What needs to be done: Only the lines from the one with "Rebuild this screenshot" to the one with "const quarters = [0, 90, 180, 270];", both included, should be output, without any images.

Web page code records
-*-

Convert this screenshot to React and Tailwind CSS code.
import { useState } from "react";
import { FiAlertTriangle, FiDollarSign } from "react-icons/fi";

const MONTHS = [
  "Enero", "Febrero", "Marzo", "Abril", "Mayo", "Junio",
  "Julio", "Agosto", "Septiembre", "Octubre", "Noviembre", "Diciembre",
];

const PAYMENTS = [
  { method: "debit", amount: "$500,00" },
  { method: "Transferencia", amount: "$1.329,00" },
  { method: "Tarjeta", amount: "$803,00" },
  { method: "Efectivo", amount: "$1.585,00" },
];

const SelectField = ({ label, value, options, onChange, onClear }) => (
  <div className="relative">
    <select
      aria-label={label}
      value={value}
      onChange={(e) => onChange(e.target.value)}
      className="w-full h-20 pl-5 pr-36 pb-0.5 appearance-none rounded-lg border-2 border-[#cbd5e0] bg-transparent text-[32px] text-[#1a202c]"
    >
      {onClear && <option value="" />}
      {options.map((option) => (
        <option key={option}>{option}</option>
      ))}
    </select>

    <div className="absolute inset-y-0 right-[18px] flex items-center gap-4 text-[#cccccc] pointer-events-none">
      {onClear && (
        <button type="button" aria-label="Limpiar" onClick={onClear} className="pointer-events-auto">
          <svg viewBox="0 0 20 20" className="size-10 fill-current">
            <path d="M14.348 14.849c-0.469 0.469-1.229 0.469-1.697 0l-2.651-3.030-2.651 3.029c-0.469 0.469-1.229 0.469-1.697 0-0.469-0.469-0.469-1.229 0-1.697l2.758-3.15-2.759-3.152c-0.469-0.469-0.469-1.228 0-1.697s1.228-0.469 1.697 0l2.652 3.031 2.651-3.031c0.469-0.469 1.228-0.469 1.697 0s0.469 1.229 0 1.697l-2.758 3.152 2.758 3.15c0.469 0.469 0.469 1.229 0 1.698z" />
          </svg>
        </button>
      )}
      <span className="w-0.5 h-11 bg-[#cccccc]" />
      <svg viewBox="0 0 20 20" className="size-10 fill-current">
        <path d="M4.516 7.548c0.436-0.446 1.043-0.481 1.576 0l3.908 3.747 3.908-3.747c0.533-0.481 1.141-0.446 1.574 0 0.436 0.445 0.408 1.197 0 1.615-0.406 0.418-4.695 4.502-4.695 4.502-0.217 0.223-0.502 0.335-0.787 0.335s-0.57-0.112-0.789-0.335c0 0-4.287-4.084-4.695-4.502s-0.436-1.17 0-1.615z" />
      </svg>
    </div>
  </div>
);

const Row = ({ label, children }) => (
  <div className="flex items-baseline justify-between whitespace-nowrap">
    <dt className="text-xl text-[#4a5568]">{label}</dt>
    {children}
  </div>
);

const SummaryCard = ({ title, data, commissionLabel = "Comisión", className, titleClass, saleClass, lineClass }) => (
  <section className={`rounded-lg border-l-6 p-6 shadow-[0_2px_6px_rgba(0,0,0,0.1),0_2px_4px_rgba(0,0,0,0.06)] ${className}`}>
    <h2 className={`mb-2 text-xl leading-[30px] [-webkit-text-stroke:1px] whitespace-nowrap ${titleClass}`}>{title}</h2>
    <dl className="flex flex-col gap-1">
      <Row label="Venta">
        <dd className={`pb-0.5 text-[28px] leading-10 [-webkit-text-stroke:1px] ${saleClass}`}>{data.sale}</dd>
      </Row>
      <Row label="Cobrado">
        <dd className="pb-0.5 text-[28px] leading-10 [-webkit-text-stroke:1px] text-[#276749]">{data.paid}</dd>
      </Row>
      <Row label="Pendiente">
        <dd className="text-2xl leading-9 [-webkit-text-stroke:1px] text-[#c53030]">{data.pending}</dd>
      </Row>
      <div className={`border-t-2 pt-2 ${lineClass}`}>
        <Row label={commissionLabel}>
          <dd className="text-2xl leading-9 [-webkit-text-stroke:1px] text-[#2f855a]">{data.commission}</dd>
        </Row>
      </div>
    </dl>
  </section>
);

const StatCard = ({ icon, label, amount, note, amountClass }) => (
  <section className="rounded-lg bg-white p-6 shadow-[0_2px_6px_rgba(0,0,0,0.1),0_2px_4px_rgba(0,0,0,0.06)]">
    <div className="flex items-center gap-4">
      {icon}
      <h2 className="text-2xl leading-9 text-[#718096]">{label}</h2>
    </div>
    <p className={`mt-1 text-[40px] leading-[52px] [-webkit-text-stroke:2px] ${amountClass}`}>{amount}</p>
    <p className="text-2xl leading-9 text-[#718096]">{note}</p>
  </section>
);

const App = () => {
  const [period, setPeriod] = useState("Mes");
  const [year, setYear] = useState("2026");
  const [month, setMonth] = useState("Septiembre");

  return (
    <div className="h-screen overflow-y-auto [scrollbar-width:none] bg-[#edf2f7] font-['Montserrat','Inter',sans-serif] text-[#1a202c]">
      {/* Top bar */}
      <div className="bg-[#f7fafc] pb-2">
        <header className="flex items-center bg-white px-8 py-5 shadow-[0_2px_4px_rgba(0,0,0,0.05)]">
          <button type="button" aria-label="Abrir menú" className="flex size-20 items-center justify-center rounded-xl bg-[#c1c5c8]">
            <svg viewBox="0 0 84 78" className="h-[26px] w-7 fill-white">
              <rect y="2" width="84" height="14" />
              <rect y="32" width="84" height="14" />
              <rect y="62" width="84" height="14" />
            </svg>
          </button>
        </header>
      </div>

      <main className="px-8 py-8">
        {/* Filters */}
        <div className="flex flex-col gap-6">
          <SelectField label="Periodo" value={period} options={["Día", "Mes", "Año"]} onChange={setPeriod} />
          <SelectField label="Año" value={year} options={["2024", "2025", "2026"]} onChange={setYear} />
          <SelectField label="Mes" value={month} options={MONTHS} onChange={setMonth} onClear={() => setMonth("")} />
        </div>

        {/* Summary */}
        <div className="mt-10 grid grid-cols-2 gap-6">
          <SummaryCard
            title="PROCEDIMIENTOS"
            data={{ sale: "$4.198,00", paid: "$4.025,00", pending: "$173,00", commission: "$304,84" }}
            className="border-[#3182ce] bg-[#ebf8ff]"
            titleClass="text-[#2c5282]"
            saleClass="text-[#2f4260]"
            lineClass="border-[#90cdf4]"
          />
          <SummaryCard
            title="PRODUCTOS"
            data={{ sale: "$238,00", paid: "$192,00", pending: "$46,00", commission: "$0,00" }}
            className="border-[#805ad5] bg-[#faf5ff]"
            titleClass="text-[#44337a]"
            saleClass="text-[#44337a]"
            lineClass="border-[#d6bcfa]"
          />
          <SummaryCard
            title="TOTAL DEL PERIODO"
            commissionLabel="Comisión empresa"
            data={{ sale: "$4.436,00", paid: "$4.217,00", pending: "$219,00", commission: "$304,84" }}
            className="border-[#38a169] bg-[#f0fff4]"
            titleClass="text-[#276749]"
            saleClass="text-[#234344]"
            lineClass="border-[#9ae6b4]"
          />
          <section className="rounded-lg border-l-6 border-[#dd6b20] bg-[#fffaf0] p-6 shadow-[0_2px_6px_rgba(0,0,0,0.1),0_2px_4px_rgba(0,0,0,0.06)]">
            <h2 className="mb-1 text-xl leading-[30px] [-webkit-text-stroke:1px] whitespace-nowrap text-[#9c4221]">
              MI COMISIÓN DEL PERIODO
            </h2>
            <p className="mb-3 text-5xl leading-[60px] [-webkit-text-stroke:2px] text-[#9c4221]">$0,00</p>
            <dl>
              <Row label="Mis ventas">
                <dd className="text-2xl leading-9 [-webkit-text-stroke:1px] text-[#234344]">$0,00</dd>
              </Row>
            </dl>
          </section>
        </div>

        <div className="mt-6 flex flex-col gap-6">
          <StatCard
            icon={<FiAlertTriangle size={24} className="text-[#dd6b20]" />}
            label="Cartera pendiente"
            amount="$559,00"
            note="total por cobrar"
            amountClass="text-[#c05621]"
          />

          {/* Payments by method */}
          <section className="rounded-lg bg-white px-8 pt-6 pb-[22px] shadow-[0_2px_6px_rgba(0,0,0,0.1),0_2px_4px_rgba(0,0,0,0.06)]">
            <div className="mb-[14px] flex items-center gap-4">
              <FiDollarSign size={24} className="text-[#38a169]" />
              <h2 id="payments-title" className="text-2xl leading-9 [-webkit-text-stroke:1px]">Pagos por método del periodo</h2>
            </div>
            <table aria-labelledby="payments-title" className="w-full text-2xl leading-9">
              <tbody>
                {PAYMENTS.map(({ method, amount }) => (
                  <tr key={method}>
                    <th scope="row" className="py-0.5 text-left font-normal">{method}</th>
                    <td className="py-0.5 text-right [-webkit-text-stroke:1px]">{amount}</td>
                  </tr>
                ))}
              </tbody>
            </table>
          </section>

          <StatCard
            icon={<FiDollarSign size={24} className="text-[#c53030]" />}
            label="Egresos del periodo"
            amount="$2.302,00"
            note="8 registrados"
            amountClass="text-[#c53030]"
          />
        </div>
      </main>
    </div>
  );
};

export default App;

-*-

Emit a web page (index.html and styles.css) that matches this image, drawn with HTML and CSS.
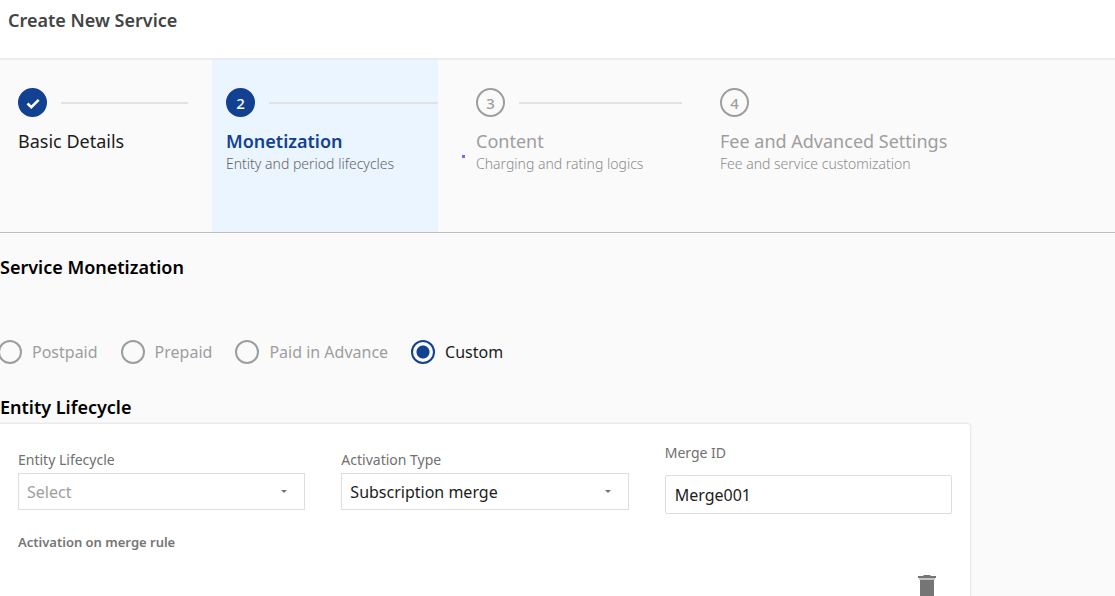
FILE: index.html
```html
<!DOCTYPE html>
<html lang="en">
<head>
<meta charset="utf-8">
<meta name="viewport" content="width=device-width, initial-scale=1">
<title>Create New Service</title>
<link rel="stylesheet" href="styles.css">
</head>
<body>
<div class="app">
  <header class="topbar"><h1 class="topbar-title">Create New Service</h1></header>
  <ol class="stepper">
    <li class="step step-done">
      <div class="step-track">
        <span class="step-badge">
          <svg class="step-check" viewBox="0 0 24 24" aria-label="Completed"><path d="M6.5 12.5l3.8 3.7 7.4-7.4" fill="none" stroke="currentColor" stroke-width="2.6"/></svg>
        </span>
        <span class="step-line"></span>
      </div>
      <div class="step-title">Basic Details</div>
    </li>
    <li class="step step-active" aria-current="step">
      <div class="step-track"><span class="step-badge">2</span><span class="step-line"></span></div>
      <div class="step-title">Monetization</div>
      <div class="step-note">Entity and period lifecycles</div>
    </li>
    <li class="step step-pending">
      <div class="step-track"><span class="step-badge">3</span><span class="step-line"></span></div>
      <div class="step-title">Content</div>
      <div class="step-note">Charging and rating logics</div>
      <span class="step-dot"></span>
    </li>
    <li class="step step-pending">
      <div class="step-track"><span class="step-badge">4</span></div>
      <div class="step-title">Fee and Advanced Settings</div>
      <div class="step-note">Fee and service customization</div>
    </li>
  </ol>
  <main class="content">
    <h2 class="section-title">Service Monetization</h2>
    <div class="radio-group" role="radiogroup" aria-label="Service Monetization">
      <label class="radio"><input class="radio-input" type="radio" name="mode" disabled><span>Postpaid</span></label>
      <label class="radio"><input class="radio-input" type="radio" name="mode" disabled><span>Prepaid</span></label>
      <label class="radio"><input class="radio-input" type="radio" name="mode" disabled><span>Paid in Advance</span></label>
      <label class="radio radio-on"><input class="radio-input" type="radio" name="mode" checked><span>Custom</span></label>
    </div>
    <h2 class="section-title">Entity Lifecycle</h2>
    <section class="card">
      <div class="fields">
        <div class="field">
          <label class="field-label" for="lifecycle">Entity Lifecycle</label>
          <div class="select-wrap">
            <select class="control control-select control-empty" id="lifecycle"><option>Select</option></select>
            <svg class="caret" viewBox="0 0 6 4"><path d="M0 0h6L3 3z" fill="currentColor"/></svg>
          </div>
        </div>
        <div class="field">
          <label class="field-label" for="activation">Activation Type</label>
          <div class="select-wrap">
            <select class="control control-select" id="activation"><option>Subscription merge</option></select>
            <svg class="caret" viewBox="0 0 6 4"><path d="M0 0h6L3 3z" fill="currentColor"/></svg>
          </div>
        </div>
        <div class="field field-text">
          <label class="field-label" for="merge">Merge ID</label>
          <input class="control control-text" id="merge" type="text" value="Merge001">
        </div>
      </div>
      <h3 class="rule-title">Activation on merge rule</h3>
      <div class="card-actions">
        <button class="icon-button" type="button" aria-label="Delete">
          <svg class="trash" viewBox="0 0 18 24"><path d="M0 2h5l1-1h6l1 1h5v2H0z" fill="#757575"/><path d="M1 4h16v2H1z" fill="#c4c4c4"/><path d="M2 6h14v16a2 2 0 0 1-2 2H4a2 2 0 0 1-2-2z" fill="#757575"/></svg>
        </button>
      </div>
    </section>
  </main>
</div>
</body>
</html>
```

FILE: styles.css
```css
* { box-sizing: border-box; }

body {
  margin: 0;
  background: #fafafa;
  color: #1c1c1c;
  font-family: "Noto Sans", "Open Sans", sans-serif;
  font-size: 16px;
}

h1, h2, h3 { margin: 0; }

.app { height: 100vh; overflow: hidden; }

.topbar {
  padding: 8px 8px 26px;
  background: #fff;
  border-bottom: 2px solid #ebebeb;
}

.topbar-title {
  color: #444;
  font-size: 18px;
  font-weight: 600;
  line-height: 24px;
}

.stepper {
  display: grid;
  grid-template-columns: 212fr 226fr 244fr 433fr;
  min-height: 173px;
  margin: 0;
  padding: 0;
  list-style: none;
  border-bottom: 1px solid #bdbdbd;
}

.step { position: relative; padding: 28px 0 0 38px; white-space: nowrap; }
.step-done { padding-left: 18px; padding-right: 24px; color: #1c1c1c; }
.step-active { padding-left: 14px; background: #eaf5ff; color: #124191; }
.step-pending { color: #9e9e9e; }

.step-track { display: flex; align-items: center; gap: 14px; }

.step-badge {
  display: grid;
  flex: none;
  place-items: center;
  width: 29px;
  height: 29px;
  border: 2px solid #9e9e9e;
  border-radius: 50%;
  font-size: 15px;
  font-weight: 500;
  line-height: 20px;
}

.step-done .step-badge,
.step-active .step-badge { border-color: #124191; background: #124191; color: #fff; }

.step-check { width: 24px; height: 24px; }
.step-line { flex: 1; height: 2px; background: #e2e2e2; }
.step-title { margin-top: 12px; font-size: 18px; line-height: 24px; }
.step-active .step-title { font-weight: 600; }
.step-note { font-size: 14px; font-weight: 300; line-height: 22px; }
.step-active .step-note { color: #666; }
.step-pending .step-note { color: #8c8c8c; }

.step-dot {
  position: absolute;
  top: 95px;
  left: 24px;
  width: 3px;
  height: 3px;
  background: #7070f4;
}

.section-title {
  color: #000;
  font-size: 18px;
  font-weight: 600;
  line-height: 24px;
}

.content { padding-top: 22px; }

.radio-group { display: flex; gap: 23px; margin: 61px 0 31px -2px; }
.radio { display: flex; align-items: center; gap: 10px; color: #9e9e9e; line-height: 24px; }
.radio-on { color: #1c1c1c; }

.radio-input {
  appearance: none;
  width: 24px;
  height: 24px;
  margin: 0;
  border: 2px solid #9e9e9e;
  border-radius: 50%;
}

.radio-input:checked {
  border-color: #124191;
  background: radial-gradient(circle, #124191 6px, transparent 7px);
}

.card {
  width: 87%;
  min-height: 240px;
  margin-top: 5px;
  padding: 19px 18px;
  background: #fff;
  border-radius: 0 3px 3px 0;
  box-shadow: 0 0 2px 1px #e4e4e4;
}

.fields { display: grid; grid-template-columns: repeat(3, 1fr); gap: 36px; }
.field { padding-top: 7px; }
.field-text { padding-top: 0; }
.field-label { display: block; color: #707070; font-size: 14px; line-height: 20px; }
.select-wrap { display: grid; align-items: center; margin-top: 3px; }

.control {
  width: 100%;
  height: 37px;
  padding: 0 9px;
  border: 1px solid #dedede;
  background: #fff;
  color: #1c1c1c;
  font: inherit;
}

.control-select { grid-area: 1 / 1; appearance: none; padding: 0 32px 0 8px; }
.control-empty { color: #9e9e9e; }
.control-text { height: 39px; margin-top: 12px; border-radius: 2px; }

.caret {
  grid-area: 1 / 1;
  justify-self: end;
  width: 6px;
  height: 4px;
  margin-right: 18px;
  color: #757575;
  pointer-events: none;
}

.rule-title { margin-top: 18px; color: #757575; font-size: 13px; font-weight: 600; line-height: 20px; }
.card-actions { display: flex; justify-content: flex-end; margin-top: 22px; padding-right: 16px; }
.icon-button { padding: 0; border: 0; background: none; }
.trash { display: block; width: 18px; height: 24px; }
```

-*-

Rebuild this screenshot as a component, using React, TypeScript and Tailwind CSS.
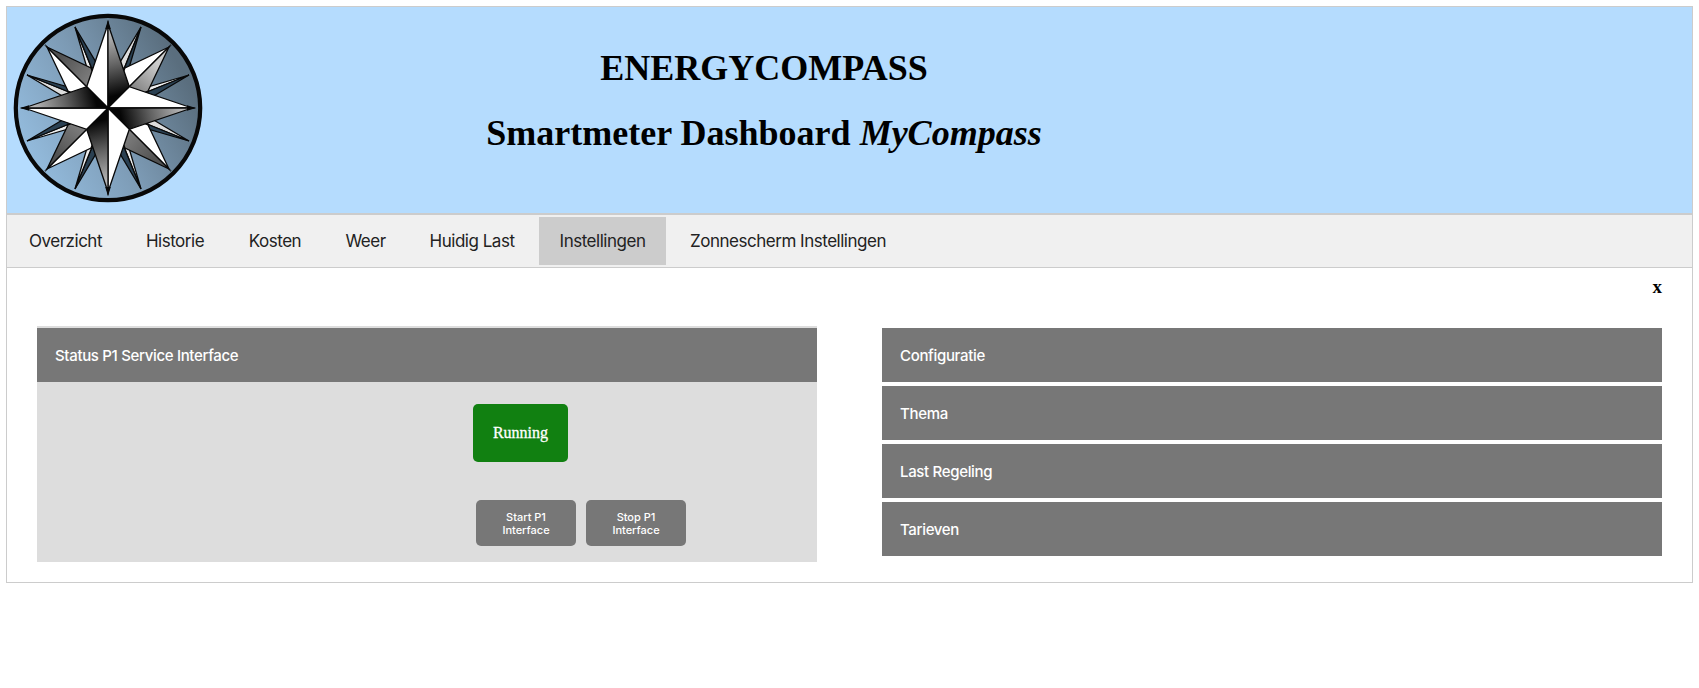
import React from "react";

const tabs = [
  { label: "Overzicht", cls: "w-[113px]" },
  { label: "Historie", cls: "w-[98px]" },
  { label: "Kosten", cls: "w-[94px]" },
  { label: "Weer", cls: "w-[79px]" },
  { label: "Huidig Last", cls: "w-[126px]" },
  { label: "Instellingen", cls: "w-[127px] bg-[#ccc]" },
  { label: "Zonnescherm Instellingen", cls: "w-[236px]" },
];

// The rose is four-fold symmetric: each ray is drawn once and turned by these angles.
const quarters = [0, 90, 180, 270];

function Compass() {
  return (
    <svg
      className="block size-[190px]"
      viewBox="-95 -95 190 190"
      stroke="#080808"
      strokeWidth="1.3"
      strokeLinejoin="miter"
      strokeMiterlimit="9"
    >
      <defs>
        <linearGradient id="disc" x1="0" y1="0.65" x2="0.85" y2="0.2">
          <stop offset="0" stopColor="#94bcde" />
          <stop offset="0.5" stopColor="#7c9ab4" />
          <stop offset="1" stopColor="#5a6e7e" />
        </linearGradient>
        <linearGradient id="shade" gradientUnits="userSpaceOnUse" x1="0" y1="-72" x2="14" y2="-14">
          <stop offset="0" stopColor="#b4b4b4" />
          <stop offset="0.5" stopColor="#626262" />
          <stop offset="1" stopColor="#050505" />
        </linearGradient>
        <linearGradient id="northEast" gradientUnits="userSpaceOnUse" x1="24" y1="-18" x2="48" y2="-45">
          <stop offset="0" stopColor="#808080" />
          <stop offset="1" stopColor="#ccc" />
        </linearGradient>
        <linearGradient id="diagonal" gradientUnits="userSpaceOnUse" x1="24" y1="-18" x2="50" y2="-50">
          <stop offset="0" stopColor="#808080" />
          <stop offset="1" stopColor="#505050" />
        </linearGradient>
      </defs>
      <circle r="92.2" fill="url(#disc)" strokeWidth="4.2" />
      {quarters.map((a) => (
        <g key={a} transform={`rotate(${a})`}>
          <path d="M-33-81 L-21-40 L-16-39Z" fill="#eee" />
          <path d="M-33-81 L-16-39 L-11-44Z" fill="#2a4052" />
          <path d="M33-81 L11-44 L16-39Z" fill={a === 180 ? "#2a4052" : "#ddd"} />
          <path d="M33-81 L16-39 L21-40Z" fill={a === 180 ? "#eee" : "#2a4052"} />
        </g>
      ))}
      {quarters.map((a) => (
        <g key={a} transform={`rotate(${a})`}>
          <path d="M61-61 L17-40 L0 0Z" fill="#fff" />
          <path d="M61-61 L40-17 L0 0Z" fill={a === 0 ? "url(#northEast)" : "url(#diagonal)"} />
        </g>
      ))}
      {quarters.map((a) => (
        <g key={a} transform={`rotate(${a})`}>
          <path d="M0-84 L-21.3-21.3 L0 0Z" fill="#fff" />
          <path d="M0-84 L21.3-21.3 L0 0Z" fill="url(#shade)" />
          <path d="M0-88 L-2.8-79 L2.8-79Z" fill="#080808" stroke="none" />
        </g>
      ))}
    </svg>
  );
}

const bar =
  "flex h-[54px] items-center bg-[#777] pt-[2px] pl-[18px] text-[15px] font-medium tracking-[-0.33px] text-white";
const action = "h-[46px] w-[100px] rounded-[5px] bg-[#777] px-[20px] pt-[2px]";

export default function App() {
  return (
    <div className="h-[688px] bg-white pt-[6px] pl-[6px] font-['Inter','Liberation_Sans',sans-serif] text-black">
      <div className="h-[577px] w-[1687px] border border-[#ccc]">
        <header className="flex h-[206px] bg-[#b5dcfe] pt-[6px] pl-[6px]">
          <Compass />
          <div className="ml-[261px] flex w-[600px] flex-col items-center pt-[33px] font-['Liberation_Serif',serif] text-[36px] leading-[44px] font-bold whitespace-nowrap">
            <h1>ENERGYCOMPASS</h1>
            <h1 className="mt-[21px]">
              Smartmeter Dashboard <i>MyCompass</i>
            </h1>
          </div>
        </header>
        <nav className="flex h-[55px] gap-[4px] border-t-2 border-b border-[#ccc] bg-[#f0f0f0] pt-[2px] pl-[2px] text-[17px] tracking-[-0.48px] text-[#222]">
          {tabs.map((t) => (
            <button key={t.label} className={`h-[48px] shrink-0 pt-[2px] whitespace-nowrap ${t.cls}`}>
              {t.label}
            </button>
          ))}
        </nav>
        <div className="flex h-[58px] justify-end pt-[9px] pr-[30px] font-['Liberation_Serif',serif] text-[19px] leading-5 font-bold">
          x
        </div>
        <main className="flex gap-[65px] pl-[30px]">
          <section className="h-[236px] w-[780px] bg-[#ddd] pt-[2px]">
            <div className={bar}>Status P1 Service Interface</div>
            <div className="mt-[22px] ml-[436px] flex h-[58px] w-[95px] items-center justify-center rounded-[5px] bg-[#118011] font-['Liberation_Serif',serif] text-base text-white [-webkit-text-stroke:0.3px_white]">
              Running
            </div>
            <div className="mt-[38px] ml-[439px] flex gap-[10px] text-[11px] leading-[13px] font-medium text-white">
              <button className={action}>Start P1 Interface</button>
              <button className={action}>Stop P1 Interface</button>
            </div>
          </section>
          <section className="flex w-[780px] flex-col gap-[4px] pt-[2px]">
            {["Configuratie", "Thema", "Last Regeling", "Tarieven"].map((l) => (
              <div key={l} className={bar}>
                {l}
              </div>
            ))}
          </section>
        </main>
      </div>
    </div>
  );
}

-*-

Response:
Rebuild this screenshot as a component, using React, TypeScript and Tailwind CSS.
import React from "react";

const tabs = [
  { label: "Overzicht", cls: "w-[113px]" },
  { label: "Historie", cls: "w-[98px]" },
  { label: "Kosten", cls: "w-[94px]" },
  { label: "Weer", cls: "w-[79px]" },
  { label: "Huidig Last", cls: "w-[126px]" },
  { label: "Instellingen", cls: "w-[127px] bg-[#ccc]" },
  { label: "Zonnescherm Instellingen", cls: "w-[236px]" },
];

// The rose is four-fold symmetric: each ray is drawn once and turned by these angles.
const quarters = [0, 90, 180, 270];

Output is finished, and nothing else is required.